Two-thirds of competitive bodybuilders train each muscle once a week. Every one of them uses a split routine. Powerlifters do the opposite — full body sessions, same muscles hit multiple times per week. Two camps, decades of loyalty, and no shortage of forum threads arguing which one builds more muscle.
In 2024, researchers pooled every head-to-head trial into the first meta-analysis designed to answer the full body vs split question directly. Fourteen randomized controlled trials. 392 subjects. Muscle growth measured at the fiber.
Full Body vs Split Routine for Muscle Growth: What 14 Trials Found
When weekly training volume is matched, split and full-body routines produce identical muscle growth. A meta-analysis of 14 randomized trials (392 subjects) found zero difference in arm size, leg size, or total lean body mass — with zero statistical variation between studies.
— Ramos-Campo et al. 2024 · Journal of Strength and Conditioning Research · n=392
Arms, legs, whole-body lean mass — every measurement came back the same.
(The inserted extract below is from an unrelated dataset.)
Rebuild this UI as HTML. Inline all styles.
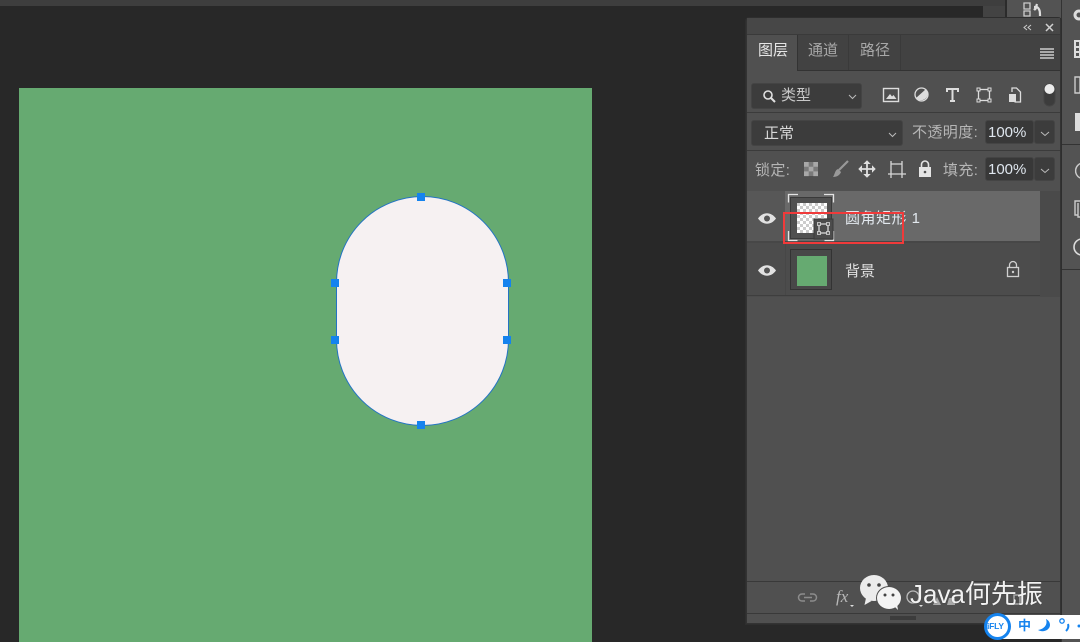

Elbow flexors: p = 0.91. Vastus lateralis: p = 0.93. Lean body mass: p = 0.92. These are not close calls dressed as ties. They are statistical dead heats where the gap between routines rounds to nothing.
The difference in thigh muscle growth between split and full-body training: −0.08 cm². The probability that either routine has a real edge: 7%.
The I-squared statistic — a measure of how much results varied from lab to lab — came in at 0%. Fourteen protocols, fourteen research groups, 392 people, and not one study found a meaningful gap. Your muscles tracked the total weekly load. They did not track which day it landed on.
A separate meta-analysis of 67 studies and 2,058 participants uncovered the mechanism. Training frequency — how many days per week a muscle is trained — had a negligible independent effect on hypertrophy. The credible interval included zero. Weekly set volume told a different story: 100% posterior probability of driving muscle growth. Every set counts. The day it happened on does not.
Every set counts. The day it happened on does not.
One wrinkle for strength: training a lift more often per week does appear to sharpen force output — through practice, not extra growth. More sessions with the same barbell pattern builds skill at expressing power. If the priority is a bigger squat number, higher frequency may help. If the priority is bigger muscles, the routine you choose is preference.
Most of these trials ran 4 to 12 weeks with subjects averaging around 25 years old. Whether the same equivalence holds across years of dedicated training or in lifters past 40 is a genuine open question.
The variable that earned 100% probability of mattering is total weekly sets per muscle group. The split you use to accumulate them is a scheduling decision, not a growth decision.